When introducing a new team member, set aside some time to help them discuss how they fit into the current team dynamic. Use a tool like PI’s Team Work Styles to show them how they operate differently than their teammates, and help them understand how they may need to stretch in some areas. For example, if your team is very action-oriented and your new hire is very process-oriented, they may need to be willing to move a little faster to accommodate the team.

Likewise, connect with your team about your new hire’s behavioral pattern and how it differs from the team’s current dynamic. Explain the rationale behind your new hire: “As a team, we’re very action-oriented, which is great. We’re getting things done. This new hire is very process-oriented. In order for us to grow, we need to establish processes for how we do things. This will help us to move more quickly in the long run. I know that’s different from how we currently operate, so let’s be mindful and stretch ourselves to accommodate this change to our team.”
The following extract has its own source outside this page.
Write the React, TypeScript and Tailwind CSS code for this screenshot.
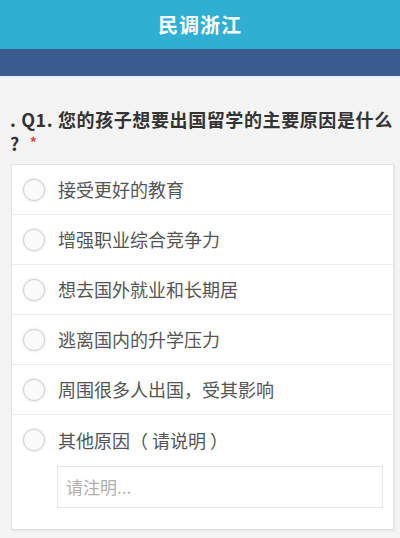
import React from 'react';

const options = [
  '接受更好的教育',
  '增强职业综合竞争力',
  '想去国外就业和长期居',
  '逃离国内的升学压力',
  '周围很多人出国，受其影响',
];

const Radio = () => (
  <span className="w-[22px] h-[22px] shrink-0 rounded-full border border-[#d2d2d2] bg-[#fafafa] shadow-[0_0_3px_rgba(0,0,0,0.14)]" />
);

export default function App() {
  return (
    <div
      className="w-[400px] h-[538px] bg-[#f4f4f4] overflow-hidden"
      style={{ fontFamily: '"Noto Sans CJK SC", "Noto Sans", sans-serif' }}
    >
      {/* 顶部标题 */}
      <div className="h-[49px] bg-[#2fb0d2] flex items-center justify-center">
        <span className="text-white text-[20px] font-bold tracking-[1px]">民调浙江</span>
      </div>
      <div className="h-[27px] bg-[#3a5b8e]" />
      <div className="h-[2px] bg-[#e6eef8]" />

      {/* 题目 */}
      <div className="pt-[30px] pl-[10px] pr-[4px] text-[18px] leading-[23px] font-bold text-[#333] tracking-[0.6px]">
        . Q1. 您的孩子想要出国留学的主要原因是什么 ?
        <span className="ml-[10px] text-[#e0403c] text-[14px] leading-[23px] align-[3px]">*</span>
      </div>

      {/* 选项 */}
      <div className="mt-[9px] ml-[11px] mr-[6px] bg-white border border-[#e3e3e3] shadow-[1px_1px_2px_rgba(0,0,0,0.06)]">
        {options.map((o) => (
          <div key={o} className="h-[50px] flex items-center gap-[13px] pl-[11px] border-b border-[#ececec]">
            <Radio />
            <span className="text-[18px] text-[#555]">{o}</span>
          </div>
        ))}
        <div className="pt-[14px] pb-[21px] pl-[11px] pr-[10px]">
          <div className="flex items-center gap-[13px] h-[22px]">
            <Radio />
            <span className="text-[18px] text-[#555]">其他原因（ 请说明 ）</span>
          </div>
          <div className="mt-[15px] ml-[34px] h-[42px] border border-[#e6e6e6] flex items-center px-[8px] text-[17px] text-[#b0b0b0]">
            请注明...
          </div>
        </div>
      </div>
    </div>
  );
}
Make an informed decision.

Diversity of thought matters. So does hiring the right fit for the role. But ultimately, when you’re looking at bringing on a new hire, it’s important to look at what you need to succeed as a whole.
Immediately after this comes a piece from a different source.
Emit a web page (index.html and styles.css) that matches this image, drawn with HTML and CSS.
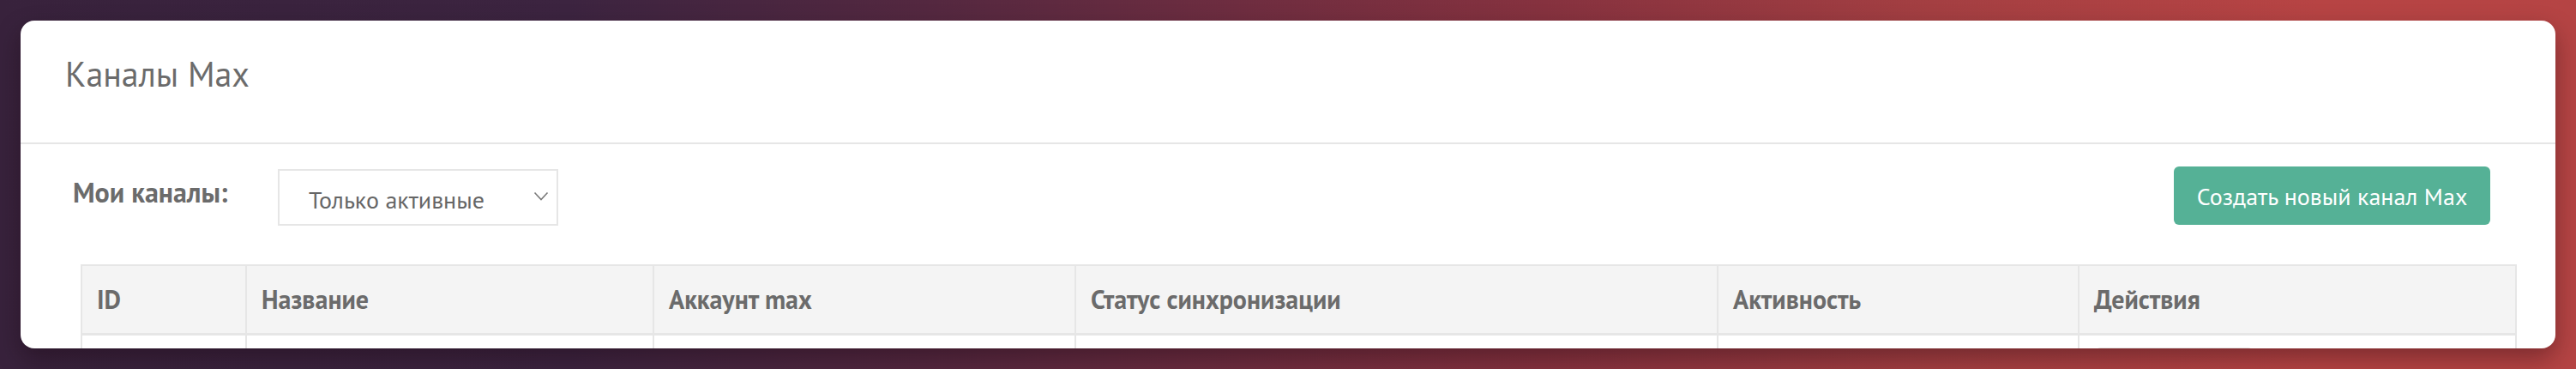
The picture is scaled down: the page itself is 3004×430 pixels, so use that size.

Think about your team’s structure and goals. What kind of person would succeed in that environment? If you need someone who’s highly risk tolerant so you can move forward quickly and innovate, hiring a person who’s naturally wired to mitigate risk will be at odds with your business strategy. 

As you review potential candidates, consider how each person might enhance—or disrupt—the team’s work. If a candidate can mesh with the current team and add value by balancing out existing weaknesses, hire them. But if they’ll rock the boat or negatively impact the productivity of your team, it’s worth looking for someone else.